* What is asked:
Which lines have the string "that"? Copy all of them from the entries below.

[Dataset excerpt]
################
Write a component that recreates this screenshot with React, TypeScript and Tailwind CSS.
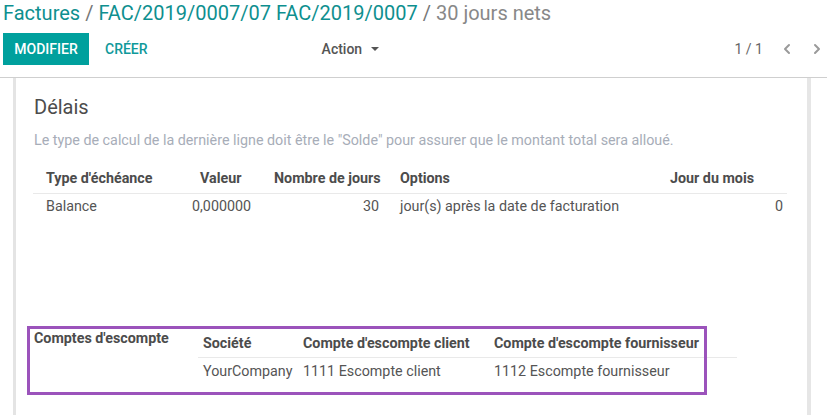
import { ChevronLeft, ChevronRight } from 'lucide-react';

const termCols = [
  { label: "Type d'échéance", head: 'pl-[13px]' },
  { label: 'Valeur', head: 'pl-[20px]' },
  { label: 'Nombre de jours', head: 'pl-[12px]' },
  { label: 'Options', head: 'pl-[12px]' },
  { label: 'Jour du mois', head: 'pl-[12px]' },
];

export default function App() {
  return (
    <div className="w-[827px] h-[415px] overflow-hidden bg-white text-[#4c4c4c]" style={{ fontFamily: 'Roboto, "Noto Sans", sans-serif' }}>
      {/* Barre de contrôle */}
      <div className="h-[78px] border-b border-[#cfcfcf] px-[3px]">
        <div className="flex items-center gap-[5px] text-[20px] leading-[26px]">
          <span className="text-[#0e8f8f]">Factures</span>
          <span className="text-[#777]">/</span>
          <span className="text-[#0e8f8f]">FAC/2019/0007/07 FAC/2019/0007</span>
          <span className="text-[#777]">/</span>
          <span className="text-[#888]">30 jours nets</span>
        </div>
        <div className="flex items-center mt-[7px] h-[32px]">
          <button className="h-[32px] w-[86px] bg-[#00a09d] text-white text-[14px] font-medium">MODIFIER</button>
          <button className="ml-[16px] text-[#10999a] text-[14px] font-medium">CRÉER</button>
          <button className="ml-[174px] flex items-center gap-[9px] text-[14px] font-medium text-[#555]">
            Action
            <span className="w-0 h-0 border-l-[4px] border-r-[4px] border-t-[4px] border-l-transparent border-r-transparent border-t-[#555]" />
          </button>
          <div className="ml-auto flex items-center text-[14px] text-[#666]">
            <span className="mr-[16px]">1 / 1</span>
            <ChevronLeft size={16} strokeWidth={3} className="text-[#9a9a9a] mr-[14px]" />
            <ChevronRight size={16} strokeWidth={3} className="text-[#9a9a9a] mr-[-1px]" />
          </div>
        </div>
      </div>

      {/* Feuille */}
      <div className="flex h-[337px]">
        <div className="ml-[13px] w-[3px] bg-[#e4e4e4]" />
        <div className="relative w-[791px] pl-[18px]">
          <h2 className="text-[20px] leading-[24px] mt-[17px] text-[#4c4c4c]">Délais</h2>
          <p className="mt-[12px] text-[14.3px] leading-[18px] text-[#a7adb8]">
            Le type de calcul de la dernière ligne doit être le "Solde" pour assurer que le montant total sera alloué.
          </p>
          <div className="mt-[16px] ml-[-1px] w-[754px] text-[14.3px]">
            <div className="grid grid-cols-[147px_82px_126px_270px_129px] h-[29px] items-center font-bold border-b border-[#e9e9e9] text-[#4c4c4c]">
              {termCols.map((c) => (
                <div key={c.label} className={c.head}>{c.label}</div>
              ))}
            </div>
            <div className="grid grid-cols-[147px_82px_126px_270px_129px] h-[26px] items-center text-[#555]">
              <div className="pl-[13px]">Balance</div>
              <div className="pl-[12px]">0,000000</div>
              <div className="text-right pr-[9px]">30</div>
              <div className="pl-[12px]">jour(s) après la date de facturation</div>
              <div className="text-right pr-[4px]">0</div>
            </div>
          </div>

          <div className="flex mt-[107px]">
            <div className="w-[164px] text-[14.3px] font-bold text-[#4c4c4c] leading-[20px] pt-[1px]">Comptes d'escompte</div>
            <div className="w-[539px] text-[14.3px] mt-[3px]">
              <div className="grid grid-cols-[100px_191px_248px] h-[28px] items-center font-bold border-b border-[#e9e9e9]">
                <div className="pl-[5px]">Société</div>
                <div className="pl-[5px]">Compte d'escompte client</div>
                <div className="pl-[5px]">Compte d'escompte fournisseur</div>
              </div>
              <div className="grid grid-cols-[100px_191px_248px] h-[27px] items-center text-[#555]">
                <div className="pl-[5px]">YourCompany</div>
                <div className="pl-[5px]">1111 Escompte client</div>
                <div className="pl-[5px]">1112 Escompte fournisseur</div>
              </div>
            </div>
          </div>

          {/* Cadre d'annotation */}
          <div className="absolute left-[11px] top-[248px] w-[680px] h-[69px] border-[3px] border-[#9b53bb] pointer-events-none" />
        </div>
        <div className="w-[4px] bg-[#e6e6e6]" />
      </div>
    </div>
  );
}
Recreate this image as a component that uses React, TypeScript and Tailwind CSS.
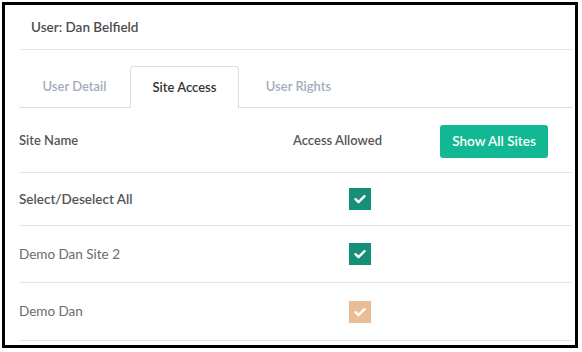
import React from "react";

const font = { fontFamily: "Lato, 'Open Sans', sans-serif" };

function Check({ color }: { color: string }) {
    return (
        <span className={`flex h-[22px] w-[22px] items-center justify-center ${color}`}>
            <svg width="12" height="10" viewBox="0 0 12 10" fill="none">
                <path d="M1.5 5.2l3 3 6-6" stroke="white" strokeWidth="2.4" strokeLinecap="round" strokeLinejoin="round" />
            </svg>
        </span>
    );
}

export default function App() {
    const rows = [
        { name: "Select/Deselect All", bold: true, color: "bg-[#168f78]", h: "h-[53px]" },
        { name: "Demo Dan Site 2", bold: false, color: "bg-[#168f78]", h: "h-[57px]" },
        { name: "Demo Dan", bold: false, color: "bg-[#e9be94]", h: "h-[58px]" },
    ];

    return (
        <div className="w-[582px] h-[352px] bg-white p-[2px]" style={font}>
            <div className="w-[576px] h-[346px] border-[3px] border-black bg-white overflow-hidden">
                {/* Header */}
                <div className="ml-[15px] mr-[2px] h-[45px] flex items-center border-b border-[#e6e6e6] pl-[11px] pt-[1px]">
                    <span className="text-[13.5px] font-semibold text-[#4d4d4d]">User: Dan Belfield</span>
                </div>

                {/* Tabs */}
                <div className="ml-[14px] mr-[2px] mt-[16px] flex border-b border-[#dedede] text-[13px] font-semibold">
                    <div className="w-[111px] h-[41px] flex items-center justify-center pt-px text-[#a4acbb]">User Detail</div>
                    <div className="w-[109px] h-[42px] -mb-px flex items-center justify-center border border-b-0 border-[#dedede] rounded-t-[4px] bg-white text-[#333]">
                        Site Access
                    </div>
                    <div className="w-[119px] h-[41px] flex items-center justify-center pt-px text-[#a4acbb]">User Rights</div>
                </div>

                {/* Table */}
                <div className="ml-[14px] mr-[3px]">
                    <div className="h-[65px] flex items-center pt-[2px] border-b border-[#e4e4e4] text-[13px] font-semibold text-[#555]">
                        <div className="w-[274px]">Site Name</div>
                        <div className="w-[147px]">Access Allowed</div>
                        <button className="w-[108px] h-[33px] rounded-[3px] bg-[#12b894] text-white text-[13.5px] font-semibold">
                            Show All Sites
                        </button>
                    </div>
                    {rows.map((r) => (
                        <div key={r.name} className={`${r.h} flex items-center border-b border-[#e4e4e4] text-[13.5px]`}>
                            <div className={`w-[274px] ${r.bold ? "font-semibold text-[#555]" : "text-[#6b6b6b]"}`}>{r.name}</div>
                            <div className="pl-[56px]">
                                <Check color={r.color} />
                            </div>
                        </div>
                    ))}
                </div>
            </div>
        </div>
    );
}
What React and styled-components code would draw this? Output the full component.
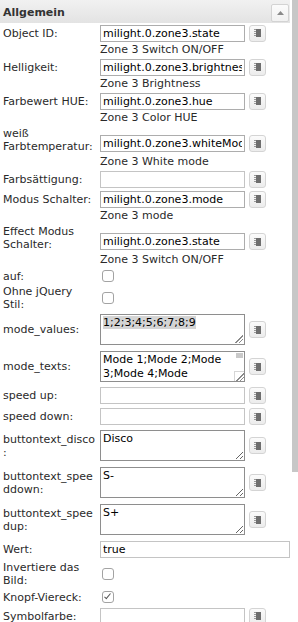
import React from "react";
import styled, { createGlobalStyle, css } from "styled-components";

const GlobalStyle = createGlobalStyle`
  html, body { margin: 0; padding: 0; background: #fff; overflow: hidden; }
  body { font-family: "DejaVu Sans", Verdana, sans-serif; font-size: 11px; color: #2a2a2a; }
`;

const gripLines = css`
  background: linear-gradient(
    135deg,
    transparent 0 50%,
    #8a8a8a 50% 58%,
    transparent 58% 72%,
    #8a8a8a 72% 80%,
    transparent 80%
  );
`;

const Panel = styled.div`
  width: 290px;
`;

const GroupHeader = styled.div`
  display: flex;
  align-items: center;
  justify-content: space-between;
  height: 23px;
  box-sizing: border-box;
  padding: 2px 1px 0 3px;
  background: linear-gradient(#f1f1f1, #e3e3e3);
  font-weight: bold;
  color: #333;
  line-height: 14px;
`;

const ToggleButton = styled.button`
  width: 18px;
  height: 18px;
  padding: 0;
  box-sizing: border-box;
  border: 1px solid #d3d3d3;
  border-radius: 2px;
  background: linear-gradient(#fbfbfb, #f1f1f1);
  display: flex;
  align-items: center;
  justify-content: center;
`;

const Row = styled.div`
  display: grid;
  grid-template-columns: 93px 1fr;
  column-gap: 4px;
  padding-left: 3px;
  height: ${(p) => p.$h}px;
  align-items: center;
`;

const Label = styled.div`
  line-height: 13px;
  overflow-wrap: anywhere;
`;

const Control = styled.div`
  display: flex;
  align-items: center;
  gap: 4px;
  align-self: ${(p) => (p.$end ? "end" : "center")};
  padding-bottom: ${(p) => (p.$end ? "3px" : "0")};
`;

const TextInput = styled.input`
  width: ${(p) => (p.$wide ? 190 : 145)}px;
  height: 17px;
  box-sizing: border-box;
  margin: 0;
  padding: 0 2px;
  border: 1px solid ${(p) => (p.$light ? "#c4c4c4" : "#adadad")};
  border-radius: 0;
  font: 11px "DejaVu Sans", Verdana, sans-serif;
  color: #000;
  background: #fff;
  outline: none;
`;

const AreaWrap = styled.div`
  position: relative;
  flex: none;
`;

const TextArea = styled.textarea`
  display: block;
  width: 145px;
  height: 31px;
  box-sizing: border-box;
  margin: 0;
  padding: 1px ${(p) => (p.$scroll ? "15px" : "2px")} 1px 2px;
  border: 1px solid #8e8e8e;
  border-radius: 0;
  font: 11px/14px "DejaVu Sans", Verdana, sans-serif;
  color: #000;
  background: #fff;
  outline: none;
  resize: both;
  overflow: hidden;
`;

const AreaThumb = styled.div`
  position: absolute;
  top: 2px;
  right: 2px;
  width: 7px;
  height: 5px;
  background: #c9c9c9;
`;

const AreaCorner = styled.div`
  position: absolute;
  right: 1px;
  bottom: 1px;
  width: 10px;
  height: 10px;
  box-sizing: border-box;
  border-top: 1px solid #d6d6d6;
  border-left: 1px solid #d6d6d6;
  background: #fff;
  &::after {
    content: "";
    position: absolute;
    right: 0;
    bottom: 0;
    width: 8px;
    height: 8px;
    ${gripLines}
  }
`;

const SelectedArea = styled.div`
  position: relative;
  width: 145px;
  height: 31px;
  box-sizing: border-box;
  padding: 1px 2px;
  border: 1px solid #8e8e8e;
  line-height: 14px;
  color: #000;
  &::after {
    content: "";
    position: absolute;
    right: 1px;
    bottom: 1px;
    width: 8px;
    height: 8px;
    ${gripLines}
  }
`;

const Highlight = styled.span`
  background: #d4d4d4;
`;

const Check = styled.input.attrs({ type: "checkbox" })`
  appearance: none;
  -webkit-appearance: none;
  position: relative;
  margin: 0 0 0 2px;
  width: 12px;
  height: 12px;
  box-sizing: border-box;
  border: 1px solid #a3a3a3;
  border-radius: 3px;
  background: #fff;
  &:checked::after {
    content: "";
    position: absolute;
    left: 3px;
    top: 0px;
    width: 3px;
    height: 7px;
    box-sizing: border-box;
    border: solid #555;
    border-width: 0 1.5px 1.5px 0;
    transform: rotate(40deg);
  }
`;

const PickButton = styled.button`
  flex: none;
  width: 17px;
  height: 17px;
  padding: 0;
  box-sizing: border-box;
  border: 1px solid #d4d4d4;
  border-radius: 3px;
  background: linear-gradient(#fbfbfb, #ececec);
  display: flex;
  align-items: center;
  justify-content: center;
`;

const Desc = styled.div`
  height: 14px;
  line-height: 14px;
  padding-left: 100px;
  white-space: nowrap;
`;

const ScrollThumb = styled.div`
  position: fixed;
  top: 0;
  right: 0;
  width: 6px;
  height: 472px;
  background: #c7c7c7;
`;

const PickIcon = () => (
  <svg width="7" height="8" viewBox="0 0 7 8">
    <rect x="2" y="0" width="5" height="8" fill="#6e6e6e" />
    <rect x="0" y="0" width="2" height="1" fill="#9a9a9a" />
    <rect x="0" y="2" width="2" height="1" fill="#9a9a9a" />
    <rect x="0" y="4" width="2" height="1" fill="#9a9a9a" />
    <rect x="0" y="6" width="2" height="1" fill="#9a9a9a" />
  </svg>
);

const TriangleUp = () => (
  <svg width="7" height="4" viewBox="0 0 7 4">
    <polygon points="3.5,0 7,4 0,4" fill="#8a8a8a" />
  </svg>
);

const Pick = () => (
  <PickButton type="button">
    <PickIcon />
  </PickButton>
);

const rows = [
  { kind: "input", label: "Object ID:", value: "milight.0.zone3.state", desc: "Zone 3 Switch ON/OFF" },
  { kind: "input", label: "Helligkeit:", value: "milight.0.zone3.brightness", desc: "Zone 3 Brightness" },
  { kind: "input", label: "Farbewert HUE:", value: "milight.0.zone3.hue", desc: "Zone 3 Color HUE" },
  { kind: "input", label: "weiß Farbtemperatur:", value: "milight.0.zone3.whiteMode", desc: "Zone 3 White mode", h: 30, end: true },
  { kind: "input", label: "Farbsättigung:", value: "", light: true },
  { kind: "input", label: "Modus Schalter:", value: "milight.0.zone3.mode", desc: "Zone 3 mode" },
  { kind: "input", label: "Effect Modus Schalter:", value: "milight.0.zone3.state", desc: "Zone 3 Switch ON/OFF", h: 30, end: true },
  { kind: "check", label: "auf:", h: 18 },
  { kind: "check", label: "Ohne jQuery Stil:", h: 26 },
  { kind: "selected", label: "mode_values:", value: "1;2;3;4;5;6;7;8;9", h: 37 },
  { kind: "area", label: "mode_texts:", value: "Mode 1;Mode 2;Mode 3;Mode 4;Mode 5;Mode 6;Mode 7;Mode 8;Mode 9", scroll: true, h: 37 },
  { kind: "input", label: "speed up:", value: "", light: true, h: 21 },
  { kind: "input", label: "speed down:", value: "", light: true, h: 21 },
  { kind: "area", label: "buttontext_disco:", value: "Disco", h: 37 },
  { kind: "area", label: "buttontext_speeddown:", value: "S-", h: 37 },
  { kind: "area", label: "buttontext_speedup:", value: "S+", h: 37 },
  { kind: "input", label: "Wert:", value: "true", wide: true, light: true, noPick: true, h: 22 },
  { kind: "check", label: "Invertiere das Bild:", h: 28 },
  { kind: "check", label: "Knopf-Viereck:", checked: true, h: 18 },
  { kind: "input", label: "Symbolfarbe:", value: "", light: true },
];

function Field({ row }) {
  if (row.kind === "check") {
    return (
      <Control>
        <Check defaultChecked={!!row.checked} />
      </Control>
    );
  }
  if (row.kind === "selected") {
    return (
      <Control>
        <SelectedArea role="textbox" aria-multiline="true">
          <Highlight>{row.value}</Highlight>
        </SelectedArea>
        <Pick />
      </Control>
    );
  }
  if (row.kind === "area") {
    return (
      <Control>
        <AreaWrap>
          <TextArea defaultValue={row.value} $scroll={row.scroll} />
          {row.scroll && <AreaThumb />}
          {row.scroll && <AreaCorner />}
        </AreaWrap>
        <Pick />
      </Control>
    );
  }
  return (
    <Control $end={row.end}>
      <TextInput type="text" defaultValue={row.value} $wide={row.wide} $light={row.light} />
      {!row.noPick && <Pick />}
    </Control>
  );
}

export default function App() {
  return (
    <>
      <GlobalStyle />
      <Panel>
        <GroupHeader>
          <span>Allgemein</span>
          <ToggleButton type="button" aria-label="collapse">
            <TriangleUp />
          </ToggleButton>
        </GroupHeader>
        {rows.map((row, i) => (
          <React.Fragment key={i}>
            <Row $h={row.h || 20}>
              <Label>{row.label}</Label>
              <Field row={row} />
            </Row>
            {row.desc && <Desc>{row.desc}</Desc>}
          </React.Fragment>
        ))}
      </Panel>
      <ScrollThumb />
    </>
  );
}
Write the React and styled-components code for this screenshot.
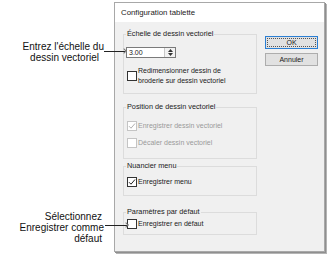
################
* Response to this exercise:
Write a component that recreates this screenshot with React, TypeScript and Tailwind CSS.
Recreate this image as a component that uses React, TypeScript and Tailwind CSS.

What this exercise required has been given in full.